Storage Through the Injection Season

  • Observation: Working gas inventories stood at 2,835 Bcf, 152 Bcf above the five-year average, with injections continuing at or above seasonal norms.
  • Why it matters: If the storage surplus remains elevated through the remainder of the injection season, it is likely to continue limiting upside. A narrowing surplus would indicate a tighter market heading into winter.
  • What to monitor: The weekly EIA Natural Gas Storage Report will remain the key measure of market balance. Particular attention should be paid to whether injections continue to outpace the five-year average or whether the storage surplus begins to narrow.

Summer Cooling Demand

  • Observation: Henry Hub reached $3.370 on Jun 29, its highest close since mid-February, and settled at $3.317 on Jun 30 as expectations for stronger cooling demand improved.
  • Why it matters: Weather is expected to remain the primary short-term driver of Henry Hub prices. Sustained above-normal temperatures would increase gas-fired power demand, while milder weather would likely support stronger storage injections and keep prices range-bound.
  • What to monitor: U.S. medium-range weather forecasts for signs of sustained heat. Weekly power burn data and EIA storage reports will indicate whether stronger demand is beginning to tighten the supply-demand balance.

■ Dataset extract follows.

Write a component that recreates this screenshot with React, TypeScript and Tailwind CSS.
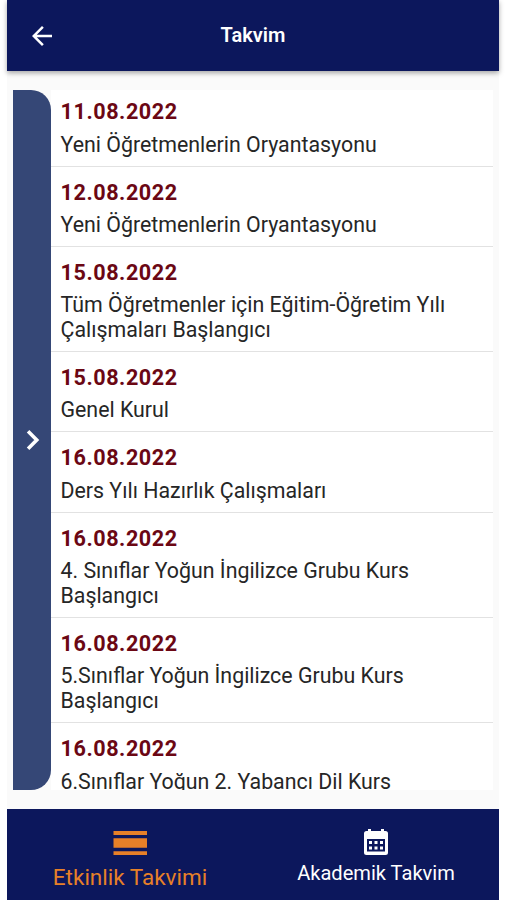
const events = [
  { date: '11.08.2022', title: 'Yeni Öğretmenlerin Oryantasyonu' },
  { date: '12.08.2022', title: 'Yeni Öğretmenlerin Oryantasyonu' },
  { date: '15.08.2022', title: 'Tüm Öğretmenler için Eğitim-Öğretim Yılı Çalışmaları Başlangıcı' },
  { date: '15.08.2022', title: 'Genel Kurul' },
  { date: '16.08.2022', title: 'Ders Yılı Hazırlık Çalışmaları' },
  { date: '16.08.2022', title: '4. Sınıflar Yoğun İngilizce Grubu Kurs Başlangıcı' },
  { date: '16.08.2022', title: '5.Sınıflar Yoğun İngilizce Grubu Kurs Başlangıcı' },
  { date: '16.08.2022', title: '6.Sınıflar Yoğun 2. Yabancı Dil Kurs' },
];

function Header() {
  return (
    <header className="relative z-10 h-[70.5px] shrink-0 bg-[#0c175c] shadow-[0_2px_5px_rgba(0,0,0,0.35)] grid grid-cols-[1fr_auto_1fr] items-center text-white">
      <button className="ml-[20px] mt-px w-[30px] h-[30px]" aria-label="Geri">
        <svg viewBox="0 0 24 24" className="w-[30px] h-[30px]" fill="currentColor">
          <path d="M20 11H7.83l5.59-5.59L12 4l-8 8 8 8 1.41-1.41L7.83 13H20v-2z" />
        </svg>
      </button>
      <h1 className="text-[20px] font-semibold">Takvim</h1>
    </header>
  );
}

function EventList() {
  return (
    <ul className="flex-1 min-w-0 overflow-hidden bg-white">
      {events.map((event, i) => (
        <li
          key={i}
          className="pl-[10px] pr-9 pt-[13px] pb-[8.8px] border-b border-[#e2e2e2] first:pt-[9.8px]"
        >
          <p className="text-[21.6px] leading-[25.2px] font-bold text-[#6b0714] tracking-[0.55px]">{event.date}</p>
          <p className="mt-[7px] text-[21.35px] leading-[25.2px] text-[#262626]">{event.title}</p>
        </li>
      ))}
    </ul>
  );
}

function BottomNav() {
  return (
    <nav className="h-[91px] shrink-0 bg-[#0c175c] grid grid-cols-2 text-white">
      <button className="flex flex-col items-center pt-[14px] text-[#e78028]">
        <svg viewBox="0 0 40 40" className="w-10 h-10" fill="currentColor">
          <path d="M3.500 8h33.500v4H3.500zM3.500 15.200h33.500v9.600H3.500zM3.500 28.200h33.500v3.800H3.500z" />
        </svg>
        <span className="text-[22.5px] leading-[26px] mt-px">Etkinlik Takvimi</span>
      </button>
      <button className="flex flex-col items-center pt-[19px]">
        <svg viewBox="0 0 26 28" className="w-[26px] h-7" fill="none">
          <path
            fill="currentColor"
            fillRule="evenodd"
            d="M5 1h3v2h10V1h3v2h1.500a2.500 2.500 0 0 1 2.500 2.500v19a2.500 2.500 0 0 1-2.500 2.500h-19A2.500 2.500 0 0 1 1 24.500v-19A2.500 2.500 0 0 1 3.500 3H5zM4 11v12.500h18V11z"
          />
          <path
            fill="currentColor"
            d="M6 13h3v3H6zM11.500 13h3v3h-3zM17 13h3v3h-3zM6 18.500h3v3H6zM11.500 18.500h3v3h-3zM17 18.500h3v3h-3z"
          />
        </svg>
        <span className="text-[20.1px] leading-[24px] mt-[5px]">Akademik Takvim</span>
      </button>
    </nav>
  );
}

export default function App() {
  return (
    <div className="w-[507px] h-[900px] overflow-hidden bg-white pl-[7px] pr-[8px] font-['Roboto',sans-serif]">
      <div className="h-full flex flex-col bg-[#fafafa]">
        <Header />
        <main className="flex-1 min-h-0 flex px-[6px] pt-[19px] pb-[19px]">
          <button
            className="w-[37.5px] shrink-0 rounded-r-[20px] bg-[#354776] flex items-center justify-center text-white"
            aria-label="Aç"
          >
            <svg viewBox="0 0 24 24" className="w-8 h-8 ml-[3px]" fill="none" stroke="currentColor" strokeWidth="2.700">
              <path d="M8.300 5.500 14.800 12l-6.500 6.500" />
            </svg>
          </button>
          <EventList />
        </main>
        <BottomNav />
      </div>
    </div>
  );
}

June marked a shift from weather-driven volatility to infrastructure-driven regional pricing. While Henry Hub responded to improving cooling demand expectations, the clearest market signals came from regional basis markets, where new pipeline capacity and changing seasonal fundamentals reshaped price relationships across North America. How storage evolves, whether summer heat persists, and the progress of additional Permian takeaway projects will determine whether regional strength translates into broader gains during the second half of the year.

Note: All figures, prices and market activity referenced in this report are based on the period 1 to 30 June 2026.